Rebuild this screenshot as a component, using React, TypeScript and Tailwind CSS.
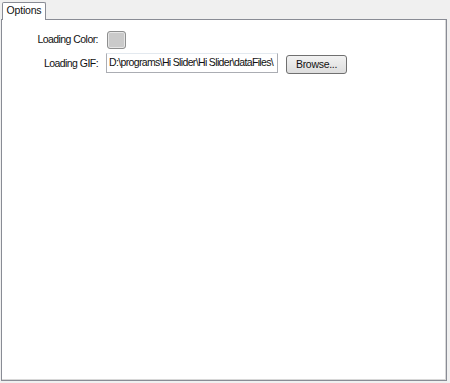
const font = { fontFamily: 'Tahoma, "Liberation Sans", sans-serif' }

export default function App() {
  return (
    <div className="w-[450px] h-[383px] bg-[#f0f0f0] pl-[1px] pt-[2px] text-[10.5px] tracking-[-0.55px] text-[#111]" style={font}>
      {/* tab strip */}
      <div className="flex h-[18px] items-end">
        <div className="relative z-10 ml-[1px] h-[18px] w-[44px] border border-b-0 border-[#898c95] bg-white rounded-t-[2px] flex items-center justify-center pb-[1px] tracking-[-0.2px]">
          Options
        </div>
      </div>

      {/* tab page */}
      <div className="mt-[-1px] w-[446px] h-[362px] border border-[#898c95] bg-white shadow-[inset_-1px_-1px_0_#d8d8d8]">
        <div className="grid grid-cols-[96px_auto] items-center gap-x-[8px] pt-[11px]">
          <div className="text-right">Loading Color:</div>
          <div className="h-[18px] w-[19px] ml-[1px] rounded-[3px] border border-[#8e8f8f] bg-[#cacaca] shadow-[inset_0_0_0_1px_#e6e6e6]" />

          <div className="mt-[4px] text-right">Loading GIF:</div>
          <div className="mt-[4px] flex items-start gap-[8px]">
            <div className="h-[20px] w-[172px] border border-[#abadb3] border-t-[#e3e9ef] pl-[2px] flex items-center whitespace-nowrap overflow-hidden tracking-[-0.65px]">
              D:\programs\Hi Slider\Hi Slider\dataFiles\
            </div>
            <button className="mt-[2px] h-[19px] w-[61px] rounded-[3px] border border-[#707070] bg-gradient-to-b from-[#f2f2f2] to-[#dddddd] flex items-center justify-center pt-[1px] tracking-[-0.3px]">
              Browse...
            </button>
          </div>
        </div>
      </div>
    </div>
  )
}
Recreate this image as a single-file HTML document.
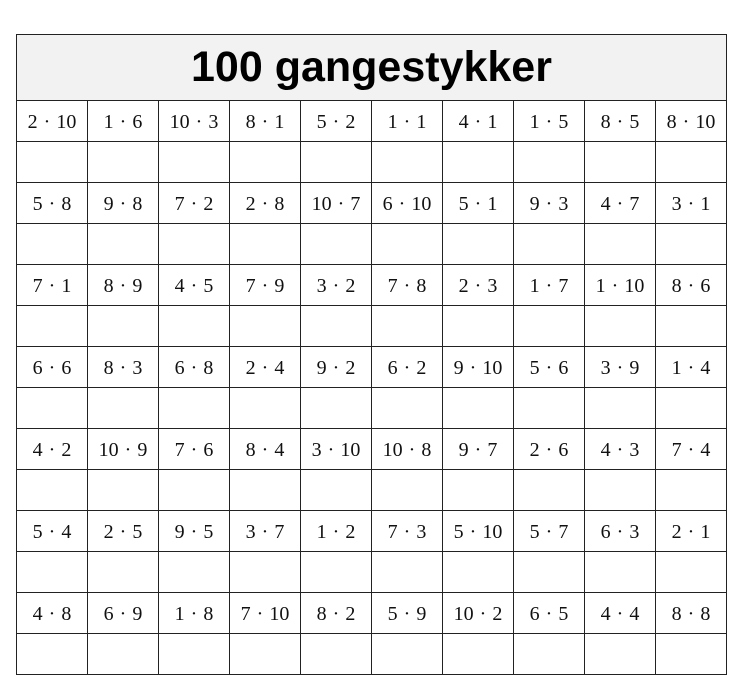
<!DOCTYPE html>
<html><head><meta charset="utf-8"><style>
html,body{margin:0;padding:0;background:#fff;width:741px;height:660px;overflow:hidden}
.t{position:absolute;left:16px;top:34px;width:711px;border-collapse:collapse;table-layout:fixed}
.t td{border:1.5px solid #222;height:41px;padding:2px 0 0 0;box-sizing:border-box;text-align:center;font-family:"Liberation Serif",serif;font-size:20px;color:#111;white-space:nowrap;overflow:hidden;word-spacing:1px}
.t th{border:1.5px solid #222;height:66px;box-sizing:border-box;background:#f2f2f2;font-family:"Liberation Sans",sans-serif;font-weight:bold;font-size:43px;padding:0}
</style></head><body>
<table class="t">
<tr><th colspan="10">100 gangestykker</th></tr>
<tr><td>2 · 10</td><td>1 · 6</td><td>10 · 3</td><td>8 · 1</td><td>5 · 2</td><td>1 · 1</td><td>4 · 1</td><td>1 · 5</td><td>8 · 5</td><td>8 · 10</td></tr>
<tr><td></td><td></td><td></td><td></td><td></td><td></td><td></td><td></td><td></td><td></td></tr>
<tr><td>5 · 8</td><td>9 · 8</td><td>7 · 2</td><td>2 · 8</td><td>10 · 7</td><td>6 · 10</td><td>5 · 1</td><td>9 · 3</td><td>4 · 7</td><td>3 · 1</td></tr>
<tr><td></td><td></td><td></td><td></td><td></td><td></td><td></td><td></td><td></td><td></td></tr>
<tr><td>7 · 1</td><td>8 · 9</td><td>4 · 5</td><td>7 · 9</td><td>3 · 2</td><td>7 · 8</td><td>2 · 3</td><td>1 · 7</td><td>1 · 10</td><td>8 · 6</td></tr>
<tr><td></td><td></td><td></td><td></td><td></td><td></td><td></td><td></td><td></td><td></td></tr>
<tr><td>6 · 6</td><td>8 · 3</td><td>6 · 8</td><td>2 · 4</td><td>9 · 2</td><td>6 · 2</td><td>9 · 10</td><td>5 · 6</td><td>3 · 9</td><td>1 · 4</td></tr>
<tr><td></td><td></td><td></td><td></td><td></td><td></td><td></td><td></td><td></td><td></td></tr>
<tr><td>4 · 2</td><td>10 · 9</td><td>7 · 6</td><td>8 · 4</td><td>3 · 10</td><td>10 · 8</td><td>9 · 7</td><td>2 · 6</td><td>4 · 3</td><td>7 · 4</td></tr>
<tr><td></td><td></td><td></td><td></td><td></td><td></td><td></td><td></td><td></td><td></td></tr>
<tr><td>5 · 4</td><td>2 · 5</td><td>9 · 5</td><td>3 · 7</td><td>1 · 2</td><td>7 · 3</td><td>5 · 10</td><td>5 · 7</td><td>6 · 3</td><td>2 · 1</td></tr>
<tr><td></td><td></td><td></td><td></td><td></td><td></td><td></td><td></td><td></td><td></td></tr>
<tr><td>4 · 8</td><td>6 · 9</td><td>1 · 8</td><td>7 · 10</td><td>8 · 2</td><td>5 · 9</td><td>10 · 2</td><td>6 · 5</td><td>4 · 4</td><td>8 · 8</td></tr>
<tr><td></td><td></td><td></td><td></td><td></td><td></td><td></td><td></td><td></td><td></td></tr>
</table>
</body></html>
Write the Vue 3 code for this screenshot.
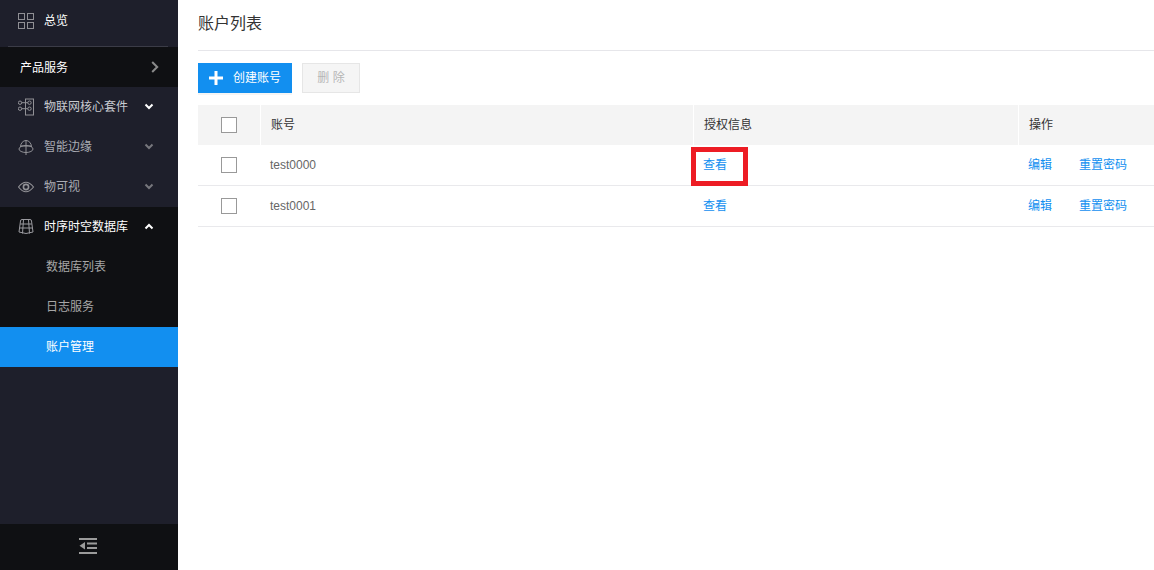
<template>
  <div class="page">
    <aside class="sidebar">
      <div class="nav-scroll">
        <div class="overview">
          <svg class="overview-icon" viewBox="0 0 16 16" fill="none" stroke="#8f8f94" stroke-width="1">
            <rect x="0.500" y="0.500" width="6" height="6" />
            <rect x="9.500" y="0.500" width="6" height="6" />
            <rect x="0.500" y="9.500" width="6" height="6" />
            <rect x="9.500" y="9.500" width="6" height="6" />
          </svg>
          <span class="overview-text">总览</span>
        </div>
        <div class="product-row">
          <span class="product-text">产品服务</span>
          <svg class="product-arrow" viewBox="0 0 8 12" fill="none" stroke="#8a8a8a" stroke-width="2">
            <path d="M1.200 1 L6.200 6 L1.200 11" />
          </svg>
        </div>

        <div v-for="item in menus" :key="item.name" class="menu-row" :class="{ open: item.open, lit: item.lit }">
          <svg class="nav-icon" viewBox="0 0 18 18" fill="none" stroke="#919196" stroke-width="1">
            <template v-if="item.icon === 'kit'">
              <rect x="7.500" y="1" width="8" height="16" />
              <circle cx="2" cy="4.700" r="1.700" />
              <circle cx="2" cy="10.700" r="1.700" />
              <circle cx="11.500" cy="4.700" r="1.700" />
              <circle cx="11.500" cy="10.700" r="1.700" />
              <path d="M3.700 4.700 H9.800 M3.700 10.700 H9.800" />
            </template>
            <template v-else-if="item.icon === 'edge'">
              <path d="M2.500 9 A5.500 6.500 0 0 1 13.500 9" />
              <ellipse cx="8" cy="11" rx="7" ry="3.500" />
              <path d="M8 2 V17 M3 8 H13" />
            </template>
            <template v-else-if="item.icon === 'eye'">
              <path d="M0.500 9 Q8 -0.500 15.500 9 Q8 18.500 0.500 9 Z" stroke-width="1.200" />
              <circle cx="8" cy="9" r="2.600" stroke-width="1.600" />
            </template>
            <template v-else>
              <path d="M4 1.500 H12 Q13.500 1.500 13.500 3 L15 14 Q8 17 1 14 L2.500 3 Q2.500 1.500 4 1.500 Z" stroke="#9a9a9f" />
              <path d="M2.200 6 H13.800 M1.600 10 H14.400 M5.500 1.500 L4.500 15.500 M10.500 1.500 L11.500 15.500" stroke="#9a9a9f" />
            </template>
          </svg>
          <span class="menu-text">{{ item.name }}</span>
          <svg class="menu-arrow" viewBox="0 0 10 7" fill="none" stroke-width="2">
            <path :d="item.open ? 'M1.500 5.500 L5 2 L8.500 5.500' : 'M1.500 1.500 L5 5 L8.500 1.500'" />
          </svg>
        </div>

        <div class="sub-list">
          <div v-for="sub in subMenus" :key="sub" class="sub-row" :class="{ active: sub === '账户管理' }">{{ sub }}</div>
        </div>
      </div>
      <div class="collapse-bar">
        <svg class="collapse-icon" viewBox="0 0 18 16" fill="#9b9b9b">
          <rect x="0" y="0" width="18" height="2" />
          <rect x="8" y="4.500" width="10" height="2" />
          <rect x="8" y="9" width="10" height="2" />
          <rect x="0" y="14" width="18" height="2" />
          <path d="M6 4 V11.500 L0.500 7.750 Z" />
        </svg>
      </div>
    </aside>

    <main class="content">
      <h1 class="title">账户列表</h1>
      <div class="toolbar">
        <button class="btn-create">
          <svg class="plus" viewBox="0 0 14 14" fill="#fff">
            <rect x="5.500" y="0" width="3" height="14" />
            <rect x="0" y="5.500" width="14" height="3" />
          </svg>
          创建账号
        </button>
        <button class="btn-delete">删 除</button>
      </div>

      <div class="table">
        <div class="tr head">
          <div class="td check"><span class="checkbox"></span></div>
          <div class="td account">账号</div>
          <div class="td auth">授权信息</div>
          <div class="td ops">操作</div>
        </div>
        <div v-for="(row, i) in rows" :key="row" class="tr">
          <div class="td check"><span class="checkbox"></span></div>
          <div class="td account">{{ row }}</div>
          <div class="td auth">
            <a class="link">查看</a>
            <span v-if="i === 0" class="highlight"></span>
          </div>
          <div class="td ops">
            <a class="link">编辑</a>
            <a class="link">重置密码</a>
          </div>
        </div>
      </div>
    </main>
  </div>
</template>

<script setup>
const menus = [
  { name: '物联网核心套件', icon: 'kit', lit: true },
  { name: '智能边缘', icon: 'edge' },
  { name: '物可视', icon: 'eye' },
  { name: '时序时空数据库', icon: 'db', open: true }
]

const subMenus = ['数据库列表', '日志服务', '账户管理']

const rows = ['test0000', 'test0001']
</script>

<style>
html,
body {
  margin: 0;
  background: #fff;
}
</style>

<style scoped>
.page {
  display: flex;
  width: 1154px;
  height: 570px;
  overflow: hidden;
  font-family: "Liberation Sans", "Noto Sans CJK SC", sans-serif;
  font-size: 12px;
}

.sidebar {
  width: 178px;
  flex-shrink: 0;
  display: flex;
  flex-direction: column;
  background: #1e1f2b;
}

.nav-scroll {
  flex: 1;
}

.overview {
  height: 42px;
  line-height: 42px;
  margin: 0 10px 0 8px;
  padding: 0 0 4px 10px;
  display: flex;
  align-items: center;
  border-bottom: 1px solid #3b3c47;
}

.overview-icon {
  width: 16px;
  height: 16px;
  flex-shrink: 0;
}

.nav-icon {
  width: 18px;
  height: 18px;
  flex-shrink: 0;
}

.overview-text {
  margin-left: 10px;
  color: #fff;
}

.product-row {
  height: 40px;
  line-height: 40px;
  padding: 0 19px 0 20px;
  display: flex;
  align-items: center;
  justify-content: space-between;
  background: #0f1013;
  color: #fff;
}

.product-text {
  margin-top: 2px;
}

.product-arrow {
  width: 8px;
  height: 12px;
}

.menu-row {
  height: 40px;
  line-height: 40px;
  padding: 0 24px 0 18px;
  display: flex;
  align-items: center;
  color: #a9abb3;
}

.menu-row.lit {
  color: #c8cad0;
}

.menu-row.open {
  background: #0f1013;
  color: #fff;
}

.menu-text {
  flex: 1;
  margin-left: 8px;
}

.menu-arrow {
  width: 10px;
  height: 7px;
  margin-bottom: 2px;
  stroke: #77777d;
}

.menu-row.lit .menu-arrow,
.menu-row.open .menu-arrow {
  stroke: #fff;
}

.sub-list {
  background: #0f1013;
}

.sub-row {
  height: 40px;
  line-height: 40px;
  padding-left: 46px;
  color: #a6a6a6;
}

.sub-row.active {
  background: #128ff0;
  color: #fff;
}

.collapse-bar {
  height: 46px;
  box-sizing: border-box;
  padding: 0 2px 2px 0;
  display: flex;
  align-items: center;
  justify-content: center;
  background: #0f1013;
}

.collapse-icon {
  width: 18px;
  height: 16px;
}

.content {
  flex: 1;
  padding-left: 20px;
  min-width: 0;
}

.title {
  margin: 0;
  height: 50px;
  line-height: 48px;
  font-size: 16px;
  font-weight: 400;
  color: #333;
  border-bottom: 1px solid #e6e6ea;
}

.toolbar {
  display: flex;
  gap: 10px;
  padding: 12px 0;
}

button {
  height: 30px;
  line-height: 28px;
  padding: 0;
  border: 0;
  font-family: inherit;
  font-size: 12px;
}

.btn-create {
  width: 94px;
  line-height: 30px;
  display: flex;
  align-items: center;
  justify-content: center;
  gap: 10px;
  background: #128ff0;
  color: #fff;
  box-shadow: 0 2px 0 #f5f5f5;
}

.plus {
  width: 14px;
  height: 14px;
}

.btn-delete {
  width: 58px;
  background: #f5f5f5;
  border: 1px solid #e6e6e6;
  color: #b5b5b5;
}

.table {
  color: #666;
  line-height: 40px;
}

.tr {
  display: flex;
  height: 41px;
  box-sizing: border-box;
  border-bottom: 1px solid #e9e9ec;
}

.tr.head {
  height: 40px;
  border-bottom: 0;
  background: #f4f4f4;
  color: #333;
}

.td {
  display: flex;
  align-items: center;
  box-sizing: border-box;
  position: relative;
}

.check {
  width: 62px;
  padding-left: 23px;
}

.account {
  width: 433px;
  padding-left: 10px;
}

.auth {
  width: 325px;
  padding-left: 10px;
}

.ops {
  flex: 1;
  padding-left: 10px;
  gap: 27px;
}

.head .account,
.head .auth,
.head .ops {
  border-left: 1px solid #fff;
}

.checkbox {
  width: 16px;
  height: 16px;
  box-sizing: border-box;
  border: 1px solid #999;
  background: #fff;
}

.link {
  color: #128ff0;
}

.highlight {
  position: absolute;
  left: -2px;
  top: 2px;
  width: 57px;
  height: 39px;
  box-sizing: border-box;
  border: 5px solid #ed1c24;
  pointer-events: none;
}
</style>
◇ ◇ ◇ ◇ ◇ ◇ ◇
Repeat exactly and only the lines from the start of the data above through the line that holds "w-[19px] ml-[1px] rounded-[3px]", inclusive. Pictures do not belong in the copy.

_Full solution_.
Rebuild this screenshot as a component, using React, TypeScript and Tailwind CSS.
const font = { fontFamily: 'Tahoma, "Liberation Sans", sans-serif' }

export default function App() {
  return (
    <div className="w-[450px] h-[383px] bg-[#f0f0f0] pl-[1px] pt-[2px] text-[10.5px] tracking-[-0.55px] text-[#111]" style={font}>
      {/* tab strip */}
      <div className="flex h-[18px] items-end">
        <div className="relative z-10 ml-[1px] h-[18px] w-[44px] border border-b-0 border-[#898c95] bg-white rounded-t-[2px] flex items-center justify-center pb-[1px] tracking-[-0.2px]">
          Options
        </div>
      </div>

      {/* tab page */}
      <div className="mt-[-1px] w-[446px] h-[362px] border border-[#898c95] bg-white shadow-[inset_-1px_-1px_0_#d8d8d8]">
        <div className="grid grid-cols-[96px_auto] items-center gap-x-[8px] pt-[11px]">
          <div className="text-right">Loading Color:</div>
          <div className="h-[18px] w-[19px] ml-[1px] rounded-[3px] border border-[#8e8f8f] bg-[#cacaca] shadow-[inset_0_0_0_1px_#e6e6e6]" />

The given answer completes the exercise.